• [Dataset section]:
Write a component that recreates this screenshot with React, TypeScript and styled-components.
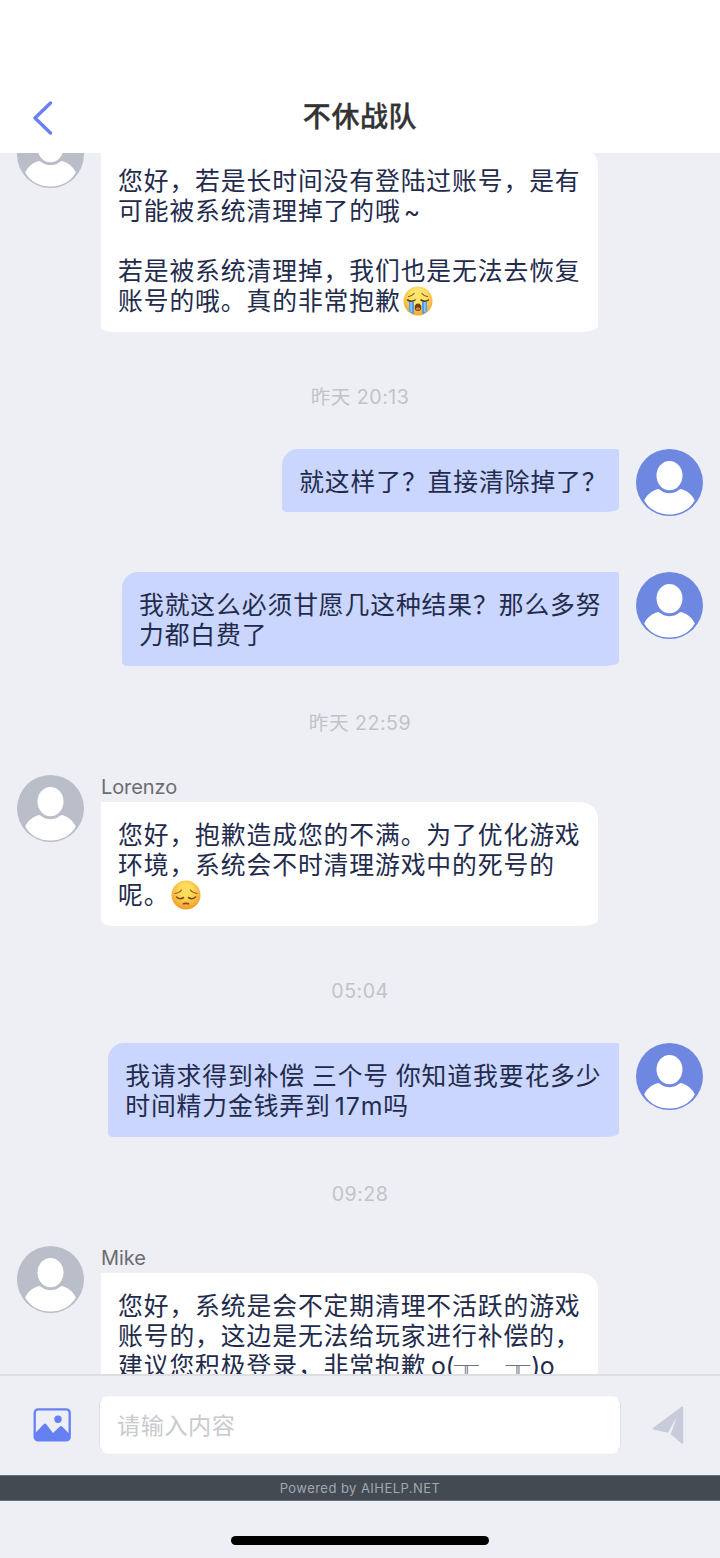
import React from "react";
import styled, { createGlobalStyle } from "styled-components";

const GlobalStyle = createGlobalStyle`
  * { box-sizing: border-box; }
  body {
    margin: 0;
    background: #edeff5;
    font-family: Inter, "Noto Sans CJK SC", sans-serif;
  }
`;

const Screen = styled.div`
  display: flex;
  flex-direction: column;
  width: 720px;
  height: 1558px;
  background: #edeff5;
  overflow: hidden;
`;

const Header = styled.header`
  display: grid;
  grid-template-columns: 86px 1fr 86px;
  align-items: center;
  flex: none;
  height: 153px;
  padding-top: 80px;
  background: #ffffff;
`;

const BackButton = styled.button`
  display: flex;
  justify-content: center;
  padding: 2px 0 0;
  border: 0;
  background: none;
`;

const Title = styled.h1`
  margin: 0;
  font-size: 28px;
  font-weight: 500;
  line-height: 40px;
  letter-spacing: 0.6px;
  text-align: center;
  color: #333333;
  -webkit-text-stroke: 0.35px #333333;
`;

const Conversation = styled.main`
  flex: none;
  height: 1221px;
  overflow: hidden;
`;

const Thread = styled.div`
  display: flex;
  flex-direction: column;
  margin-top: -32px;
`;

const Row = styled.div<{ $mine?: boolean; $height: number; $after: number }>`
  display: flex;
  flex-direction: ${(p) => (p.$mine ? "row-reverse" : "row")};
  align-items: flex-start;
  gap: 17px;
  flex: none;
  height: ${(p) => p.$height}px;
  margin-bottom: ${(p) => p.$after}px;
  padding: 0 17px;
`;

const Column = styled.div`
  display: flex;
  flex-direction: column;
`;

const Name = styled.div`
  height: 27px;
  font-size: 20px;
  line-height: 24px;
  letter-spacing: -0.1px;
  color: #6c6c6e;
`;

const Bubble = styled.div<{ $mine?: boolean }>`
  padding: 17.7px 17.5px 15.5px 17px;
  border-radius: ${(p) =>
    p.$mine ? "16px 2px 16px 5px / 16px 2px 4px 4px" : "0 18px 18px 12px / 0 16px 6px 6px"};
  background: ${(p) => (p.$mine ? "#cad6fd" : "#ffffff")};
  font-size: 24.8px;
  line-height: 30.2px;
  letter-spacing: 0.9px;
  white-space: pre;
  color: #232b4d;
`;

const Line = styled.div`
  height: 30.2px;
`;

const Face = styled.svg`
  display: inline-block;
  width: 30px;
  height: 30px;
  margin: 0 1px 0 2px;
  vertical-align: top;
`;

const Latin = styled.span<{ $gap?: number; $tracking?: number }>`
  margin-left: ${(p) => p.$gap ?? 0}px;
  letter-spacing: ${(p) => p.$tracking ?? 0.9}px;
`;

const Thin = styled.span`
  font-family: "Noto Sans CJK SC", sans-serif;
  font-weight: 100;
  line-height: 0;
  letter-spacing: 0.9px;
  color: #6d728a;
`;

const EndMark = styled.span`
  margin-right: -6px;
`;

const Time = styled.div`
  flex: none;
  height: 24px;
  margin-bottom: 40px;
  font-size: 19.6px;
  line-height: 24px;
  letter-spacing: 0.5px;
  text-align: center;
  color: #c1c3c8;
`;

const AvatarSvg = styled.svg`
  display: block;
  flex: none;
  width: 67px;
  height: 67px;
`;

const Composer = styled.form`
  display: flex;
  align-items: center;
  flex: none;
  height: 101px;
  padding: 0 33px 2px 33px;
  border-top: 2px solid #dcdee4;
`;

const Field = styled.input`
  width: 522px;
  height: 58px;
  margin: 0 31px 0 28px;
  padding: 2px 17px 0;
  border: 1px solid #dfe2ea;
  border-top-color: #fafbfd;
  border-bottom-color: #fafbfd;
  border-radius: 9px;
  background: #ffffff;
  font: 23.2px Inter, "Noto Sans CJK SC", sans-serif;
  letter-spacing: 0.5px;
  &::placeholder { color: #c8cace; opacity: 1; }
`;

const IconButton = styled.button<{ $drop?: number }>`
  display: flex;
  flex: none;
  padding: ${(p) => p.$drop ?? 0}px 0 0;
  border: 0;
  background: none;
`;

const Credit = styled.div`
  flex: none;
  height: 26px;
  border: 1px solid #6b7079;
  border-width: 1px 0;
  background: #444a54;
  font-size: 13px;
  line-height: 25px;
  letter-spacing: 0.45px;
  text-align: center;
  color: #a3a7ae;
`;

const HomeArea = styled.footer`
  display: flex;
  justify-content: center;
  flex: 1;
  padding-top: 35px;
`;

const HomeBar = styled.div`
  width: 258px;
  height: 9px;
  border-radius: 5px;
  background: #000000;
`;

function Avatar({ mine }: { mine?: boolean }) {
  return (
    <AvatarSvg viewBox="0 0 67 67">
      <circle cx="33.5" cy="33.5" r="33.5" fill={mine ? "#6e87e0" : "#b9bec8"} />
      <ellipse cx="33.5" cy="26.6" rx="13" ry="14.7" fill="#fff" />
      <path
        d="M22.5 40C26 42.2 28.4 44.2 33.5 44.2S41 42.2 44.5 40C50.5 41.2 56 45.4 58.8 51.4C53.9 60.4 44 65.5 33.5 65.5S13.1 60.4 8.2 51.4C11 45.4 16.5 41.2 22.5 40Z"
        fill="#fff"
      />
    </AvatarSvg>
  );
}

function CryingFace() {
  return (
    <Face viewBox="0 0 30 30">
      <defs>
        <radialGradient id="cry" cx="50%" cy="35%" r="65%">
          <stop offset="0.4" stopColor="#ffe36b" />
          <stop offset="1" stopColor="#efa52e" />
        </radialGradient>
      </defs>
      <circle cx="15" cy="15" r="14.5" fill="url(#cry)" />
      <path d="M6 15.5h5v12.6q-3-1-5-3.2zM19 15.5h5v9.4q-2 2.2-5 3.2z" fill="#4e9fea" />
      <path d="M7.3 16h1.7v10h-1.7zM21 16h1.7v10H21z" fill="#82c5fa" />
      <path d="M4.5 14q4 2.5 7.5 0M18 14q4 2.5 7.5 0" fill="none" stroke="#5d3a12" strokeWidth="1.5" strokeLinecap="round" />
      <path d="M5.5 10.5q3.5-.3 5.5-3M24.5 10.5q-3.5-.3-5.5-3" fill="none" stroke="#80521a" strokeWidth="1.2" strokeLinecap="round" />
      <path d="M11.7 22q0-4.5 3.3-4.5t3.3 4.5q0 3-3.3 3t-3.3-3z" fill="#71400f" />
      <path d="M13 22q2-1.5 4 0v1.5q-2 1-4 0z" fill="#df7950" />
    </Face>
  );
}

function PensiveFace() {
  return (
    <Face viewBox="0 0 30 30">
      <defs>
        <radialGradient id="pensive" cx="50%" cy="35%" r="65%">
          <stop offset="0.35" stopColor="#ffdc5c" />
          <stop offset="1" stopColor="#ef9b28" />
        </radialGradient>
      </defs>
      <circle cx="15" cy="15" r="14.5" fill="url(#pensive)" />
      <path d="M5.5 17q3.5 3.2 7 .5M24.5 17q-3.5 3.2-7 .5" fill="none" stroke="#76470f" strokeWidth="1.6" strokeLinecap="round" />
      <path d="M4 13.5q4.500-.5 6.500-3.500M26 13.500q-4.500-.5-6.500-3.500" fill="none" stroke="#94601c" strokeWidth="1.2" strokeLinecap="round" />
      <path d="M12.5 23.8q2.5-1 5 0" fill="none" stroke="#8a4a15" strokeWidth="1.7" strokeLinecap="round" />
    </Face>
  );
}

interface MessageProps {
  mine?: boolean;
  name?: string;
  height: number;
  after: number;
  lines: React.ReactNode[];
}

function Message({ mine, name, height, after, lines }: MessageProps) {
  return (
    <Row $mine={mine} $height={height} $after={after}>
      <Avatar mine={mine} />
      <Column>
        {!mine && <Name>{name}</Name>}
        <Bubble $mine={mine}>
          {lines.map((line, i) => (
            <Line key={i}>{line}</Line>
          ))}
        </Bubble>
      </Column>
    </Row>
  );
}

export default function App() {
  return (
    <Screen lang="zh-CN">
      <GlobalStyle />
      <Header>
        <BackButton aria-label="返回">
          <svg width="22" height="34" viewBox="0 0 22 34" fill="none" stroke="#6880f2" strokeWidth="3.4" strokeLinecap="round" strokeLinejoin="round">
            <path d="M18.5 2L3 17L18.5 32" />
          </svg>
        </BackButton>
        <Title>不休战队</Title>
      </Header>
      <Conversation>
        <Thread>
          <Message
            height={211}
            after={53}
            lines={[
              "您好，若是长时间没有登陆过账号，是有",
              <>可能被系统清理掉了的哦<Latin $gap={3}>~</Latin></>,
              "",
              "若是被系统清理掉，我们也是无法去恢复",
              <>账号的哦。真的非常抱歉<CryingFace /></>,
            ]}
          />
          <Time>昨天 20:13</Time>
          <Message mine height={67} after={56} lines={[<>就这样了？直接清除掉了<EndMark>？</EndMark></>]} />
          <Message mine height={93} after={46} lines={["我就这么必须甘愿几这种结果？那么多努", "力都白费了"]} />
          <Time>昨天 22:59</Time>
          <Message
            name="Lorenzo"
            height={151}
            after={53}
            lines={[
              "您好，抱歉造成您的不满。为了优化游戏",
              "环境，系统会不时清理游戏中的死号的",
              <>呢。<PensiveFace /></>,
            ]}
          />
          <Time>05:04</Time>
          <Message
            mine
            height={93}
            after={46}
            lines={[
              <>我请求得到补偿<Latin $tracking={-0.1}> </Latin>三个号<Latin $tracking={-0.1}> </Latin>你知道我要花多少</>,
              <>时间精力金钱弄到<Latin $gap={4}>17m</Latin>吗</>,
            ]}
          />
          <Time>09:28</Time>
          <Message
            name="Mike"
            height={151}
            after={0}
            lines={[
              "您好，系统是会不定期清理不活跃的游戏",
              "账号的，这边是无法给玩家进行补偿的，",
              <>建议您积极登录，非常抱歉<Latin $gap={-2} $tracking={-0.4}> o(</Latin><Thin>╥﹏╥</Thin><Latin $tracking={-0.4}>)o</Latin></>,
            ]}
          />
        </Thread>
      </Conversation>
      <Composer>
        <IconButton type="button" aria-label="图片">
          <svg width="38" height="34" viewBox="0 0 38 34">
            <rect x="1.7" y="1.4" width="35" height="31" rx="3.5" fill="none" stroke="#6580f3" strokeWidth="2.3" />
            <circle cx="25" cy="11.2" r="3.7" fill="#6580f3" />
            <path d="M1.7 25.5L10.7 16.2Q12 15 13.3 16.2L20 25L26.6 18.7Q28 17.5 29.4 18.7L36.5 26V29Q36.5 32.5 33 32.5H5Q1.7 32.5 1.7 29Z" fill="#6580f3" />
          </svg>
        </IconButton>
        <Field placeholder="请输入内容" />
        <IconButton type="button" aria-label="发送" $drop={2}>
          <svg width="32" height="39" viewBox="0 0 32 39" fill="#c8cbd9">
            <path d="M29.2 1Q31.2 -0.2 31.2 2.3V36.500Q31 38.600 29.200 37.200L18.800 28.200L24.600 11.200L16 26.800L1.500 23.600Q0 22.800 1.500 21.600Z" />
          </svg>
        </IconButton>
      </Composer>
      <Credit>Powered by AIHELP.NET</Credit>
      <HomeArea>
        <HomeBar />
      </HomeArea>
    </Screen>
  );
}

• [Stated exercise]: Find how many of the lines above have the word "components" in them. State only that number.

• [Exercise response]: 2